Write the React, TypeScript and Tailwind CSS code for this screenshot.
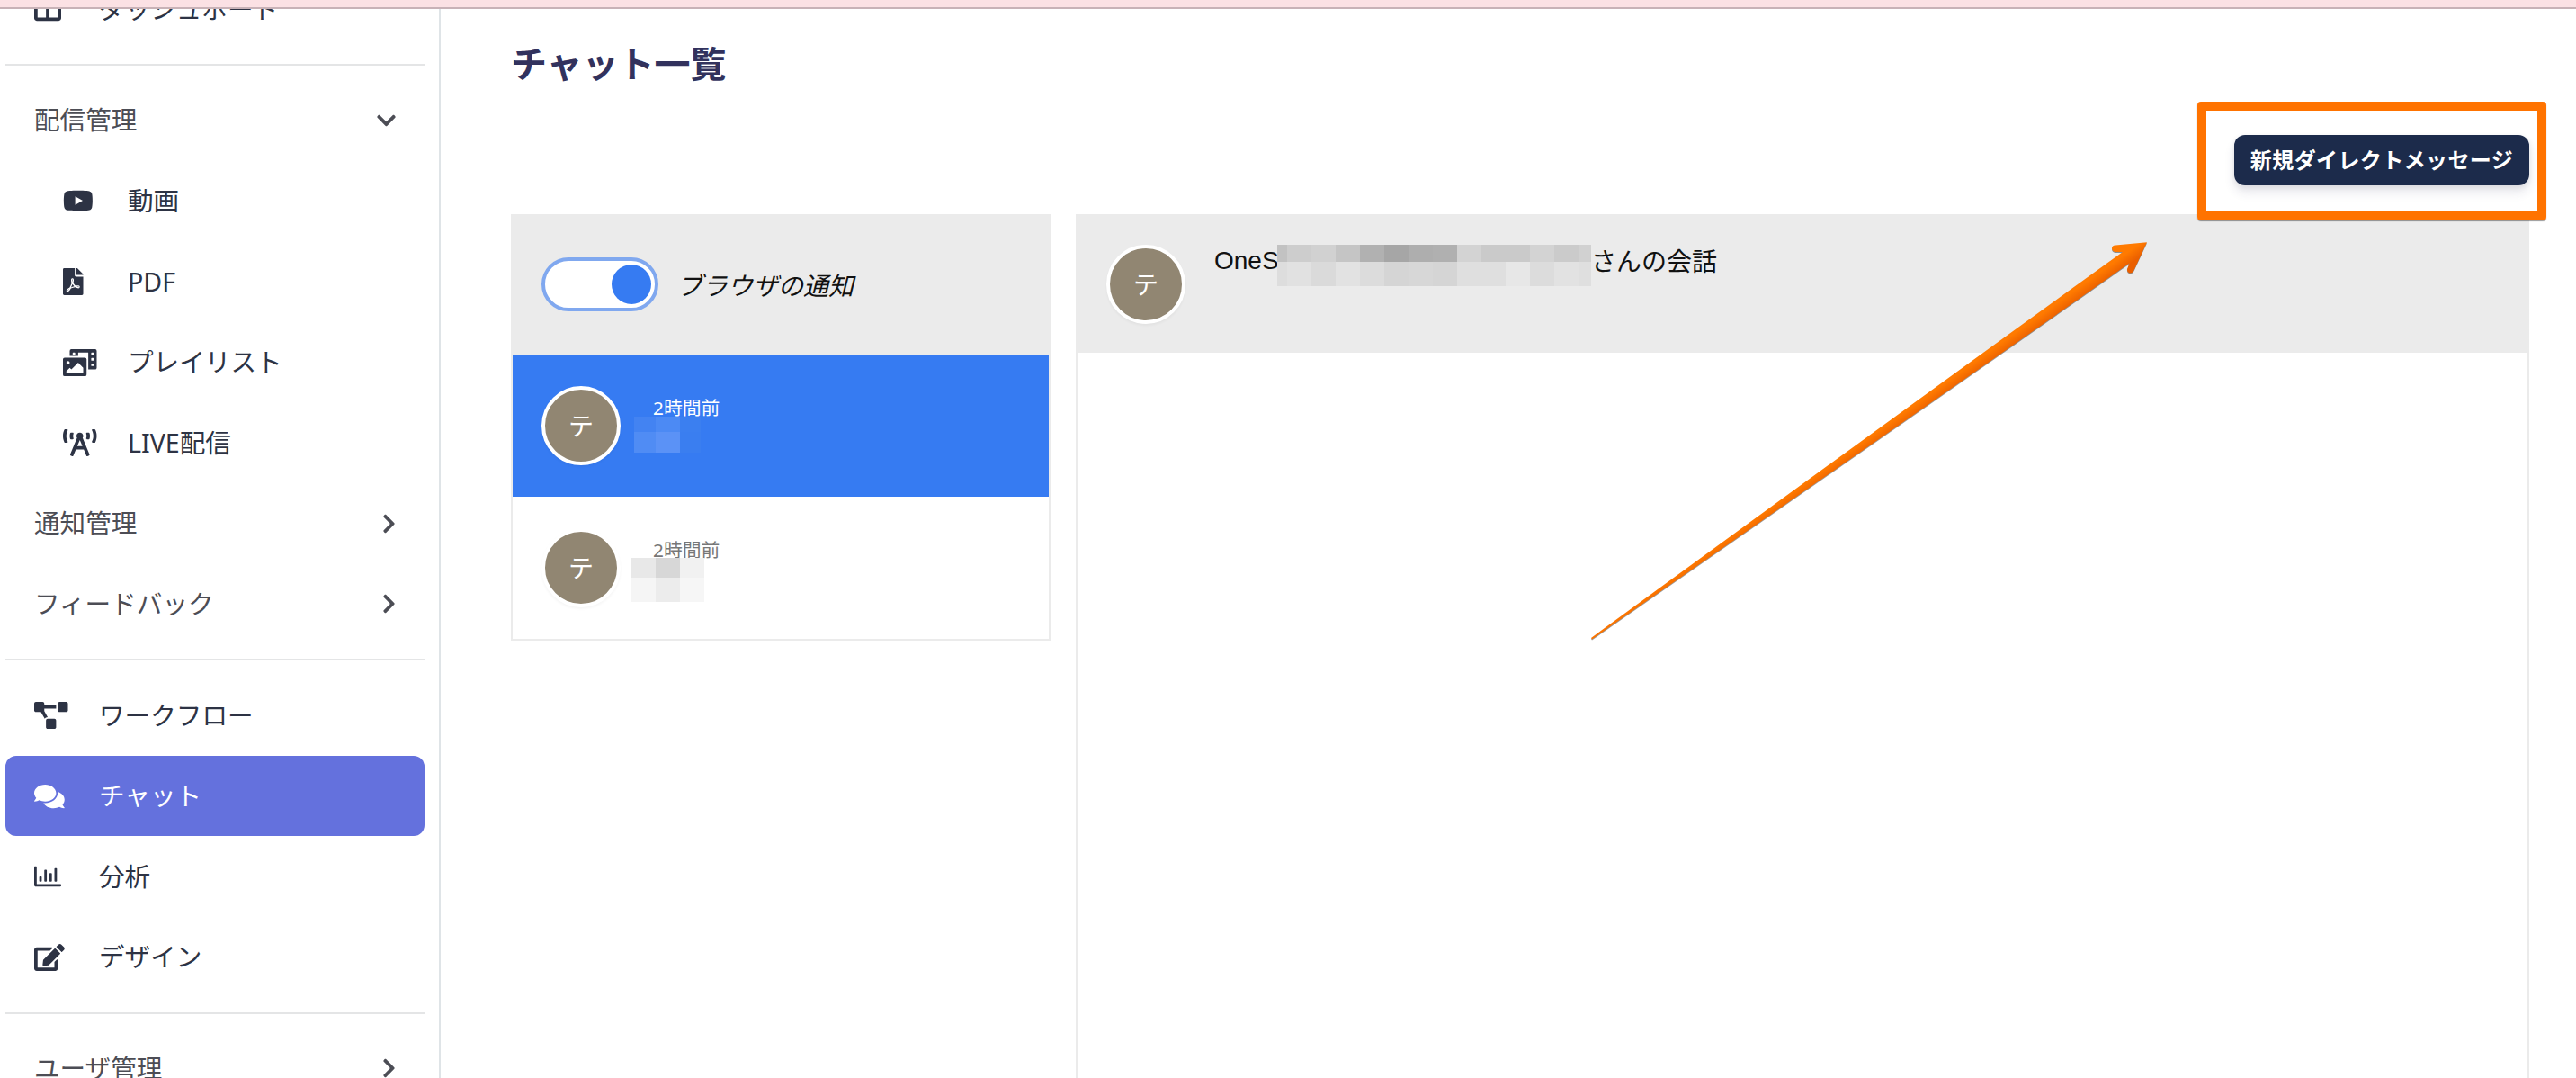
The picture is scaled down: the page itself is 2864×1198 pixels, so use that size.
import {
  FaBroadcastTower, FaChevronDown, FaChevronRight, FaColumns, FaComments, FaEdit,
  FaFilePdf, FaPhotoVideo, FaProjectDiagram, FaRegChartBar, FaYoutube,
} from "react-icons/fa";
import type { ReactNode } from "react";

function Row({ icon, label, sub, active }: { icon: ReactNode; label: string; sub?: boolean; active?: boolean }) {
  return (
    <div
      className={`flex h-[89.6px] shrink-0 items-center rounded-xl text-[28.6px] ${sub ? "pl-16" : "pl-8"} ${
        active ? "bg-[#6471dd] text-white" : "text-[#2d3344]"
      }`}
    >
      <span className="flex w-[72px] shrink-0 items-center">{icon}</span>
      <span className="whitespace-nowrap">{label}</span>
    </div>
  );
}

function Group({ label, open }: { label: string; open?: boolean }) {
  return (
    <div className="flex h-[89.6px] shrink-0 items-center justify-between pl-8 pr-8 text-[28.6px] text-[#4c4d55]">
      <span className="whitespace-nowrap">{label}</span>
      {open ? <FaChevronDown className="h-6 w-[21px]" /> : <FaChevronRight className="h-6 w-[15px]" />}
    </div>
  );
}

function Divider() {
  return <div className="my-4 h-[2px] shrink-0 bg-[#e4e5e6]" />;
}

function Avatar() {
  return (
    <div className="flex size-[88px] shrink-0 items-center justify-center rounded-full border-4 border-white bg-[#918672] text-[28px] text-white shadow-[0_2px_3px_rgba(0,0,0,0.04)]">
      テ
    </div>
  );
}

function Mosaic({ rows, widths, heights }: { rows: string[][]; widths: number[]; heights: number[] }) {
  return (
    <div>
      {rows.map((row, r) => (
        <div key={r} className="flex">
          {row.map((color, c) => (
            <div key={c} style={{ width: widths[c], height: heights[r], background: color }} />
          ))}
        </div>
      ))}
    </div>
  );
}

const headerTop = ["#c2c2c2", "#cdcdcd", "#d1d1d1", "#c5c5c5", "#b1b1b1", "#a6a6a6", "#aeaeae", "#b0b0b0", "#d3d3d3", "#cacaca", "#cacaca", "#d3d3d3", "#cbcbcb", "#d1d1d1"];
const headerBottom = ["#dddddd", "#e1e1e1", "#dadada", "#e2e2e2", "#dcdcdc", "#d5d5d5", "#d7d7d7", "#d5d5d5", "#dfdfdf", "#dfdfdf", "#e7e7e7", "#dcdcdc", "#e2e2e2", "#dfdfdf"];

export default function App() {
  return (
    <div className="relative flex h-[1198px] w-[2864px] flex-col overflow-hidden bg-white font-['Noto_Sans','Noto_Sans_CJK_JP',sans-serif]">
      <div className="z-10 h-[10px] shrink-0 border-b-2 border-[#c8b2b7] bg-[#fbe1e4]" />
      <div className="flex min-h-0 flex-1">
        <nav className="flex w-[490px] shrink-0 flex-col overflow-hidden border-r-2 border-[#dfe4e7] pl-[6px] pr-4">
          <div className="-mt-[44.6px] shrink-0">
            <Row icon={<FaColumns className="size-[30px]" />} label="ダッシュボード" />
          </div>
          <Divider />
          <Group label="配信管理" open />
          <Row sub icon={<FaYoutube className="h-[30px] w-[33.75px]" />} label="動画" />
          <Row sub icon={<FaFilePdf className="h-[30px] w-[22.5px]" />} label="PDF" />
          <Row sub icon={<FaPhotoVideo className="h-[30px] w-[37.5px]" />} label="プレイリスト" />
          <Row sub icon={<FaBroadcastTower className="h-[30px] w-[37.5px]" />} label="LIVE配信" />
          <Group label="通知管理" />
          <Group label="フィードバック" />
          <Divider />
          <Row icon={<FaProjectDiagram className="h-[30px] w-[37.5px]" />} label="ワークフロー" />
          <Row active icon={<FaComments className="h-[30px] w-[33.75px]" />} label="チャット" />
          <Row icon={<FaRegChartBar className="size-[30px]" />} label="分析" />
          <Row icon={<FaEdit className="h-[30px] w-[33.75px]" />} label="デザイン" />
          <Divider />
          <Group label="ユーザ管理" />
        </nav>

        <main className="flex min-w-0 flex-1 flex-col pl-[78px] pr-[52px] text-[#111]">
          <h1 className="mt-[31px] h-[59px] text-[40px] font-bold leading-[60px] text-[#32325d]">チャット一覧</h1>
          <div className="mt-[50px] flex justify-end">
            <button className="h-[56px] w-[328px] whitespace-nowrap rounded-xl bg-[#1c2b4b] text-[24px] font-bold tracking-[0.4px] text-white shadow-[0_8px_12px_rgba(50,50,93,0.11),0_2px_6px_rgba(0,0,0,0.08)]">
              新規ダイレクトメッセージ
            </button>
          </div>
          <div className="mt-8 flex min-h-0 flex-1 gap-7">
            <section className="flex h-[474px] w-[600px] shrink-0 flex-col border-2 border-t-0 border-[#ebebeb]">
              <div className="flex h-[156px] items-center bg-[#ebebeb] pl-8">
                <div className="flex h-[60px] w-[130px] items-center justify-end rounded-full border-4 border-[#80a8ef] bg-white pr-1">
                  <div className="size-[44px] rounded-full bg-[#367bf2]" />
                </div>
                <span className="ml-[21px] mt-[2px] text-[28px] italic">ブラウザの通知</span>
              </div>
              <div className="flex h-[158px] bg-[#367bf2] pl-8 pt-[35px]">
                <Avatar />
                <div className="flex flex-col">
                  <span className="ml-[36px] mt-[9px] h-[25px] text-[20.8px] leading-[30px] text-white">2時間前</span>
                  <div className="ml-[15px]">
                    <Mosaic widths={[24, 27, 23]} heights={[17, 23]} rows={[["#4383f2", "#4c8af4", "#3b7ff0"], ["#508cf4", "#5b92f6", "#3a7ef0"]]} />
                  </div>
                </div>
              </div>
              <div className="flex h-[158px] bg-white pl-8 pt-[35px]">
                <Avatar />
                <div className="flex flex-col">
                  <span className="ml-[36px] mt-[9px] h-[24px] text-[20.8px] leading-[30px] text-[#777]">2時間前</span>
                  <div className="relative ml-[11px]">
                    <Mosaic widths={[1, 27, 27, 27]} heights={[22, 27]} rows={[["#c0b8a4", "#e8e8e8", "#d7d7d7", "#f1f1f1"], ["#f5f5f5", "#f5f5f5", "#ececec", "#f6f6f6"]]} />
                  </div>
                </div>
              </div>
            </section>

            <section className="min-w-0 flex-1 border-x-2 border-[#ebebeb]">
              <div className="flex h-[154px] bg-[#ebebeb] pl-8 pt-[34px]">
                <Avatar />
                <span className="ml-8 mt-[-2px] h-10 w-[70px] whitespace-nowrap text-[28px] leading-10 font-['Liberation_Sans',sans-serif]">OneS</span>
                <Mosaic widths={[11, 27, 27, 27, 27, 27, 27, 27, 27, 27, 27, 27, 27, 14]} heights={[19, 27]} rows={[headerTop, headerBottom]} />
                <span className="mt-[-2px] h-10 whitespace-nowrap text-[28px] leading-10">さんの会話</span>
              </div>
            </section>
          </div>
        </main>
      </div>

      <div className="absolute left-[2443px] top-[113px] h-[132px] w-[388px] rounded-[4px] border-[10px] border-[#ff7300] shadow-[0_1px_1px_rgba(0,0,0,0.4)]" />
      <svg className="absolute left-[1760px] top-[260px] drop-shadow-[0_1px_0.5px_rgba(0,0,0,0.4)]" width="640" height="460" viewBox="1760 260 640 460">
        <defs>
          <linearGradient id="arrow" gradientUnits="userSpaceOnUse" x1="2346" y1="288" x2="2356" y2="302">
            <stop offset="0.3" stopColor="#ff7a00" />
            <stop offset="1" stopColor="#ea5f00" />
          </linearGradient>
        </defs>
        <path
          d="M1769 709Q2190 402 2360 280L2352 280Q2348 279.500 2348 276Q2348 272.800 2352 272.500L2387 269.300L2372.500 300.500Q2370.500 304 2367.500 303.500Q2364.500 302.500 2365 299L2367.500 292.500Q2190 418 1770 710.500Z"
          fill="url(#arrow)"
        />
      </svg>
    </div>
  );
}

# Problem description:
Go through the listing above and pull out each line containing the word "size".

# Exercise response:
The picture is scaled down: the page itself is 2864×1198 pixels, so use that size.
    <div className="flex size-[88px] shrink-0 items-center justify-center rounded-full border-4 border-white bg-[#918672] text-[28px] text-white shadow-[0_2px_3px_rgba(0,0,0,0.04)]">
            <Row icon={<FaColumns className="size-[30px]" />} label="ダッシュボード" />
          <Row icon={<FaRegChartBar className="size-[30px]" />} label="分析" />
                  <div className="size-[44px] rounded-full bg-[#367bf2]" />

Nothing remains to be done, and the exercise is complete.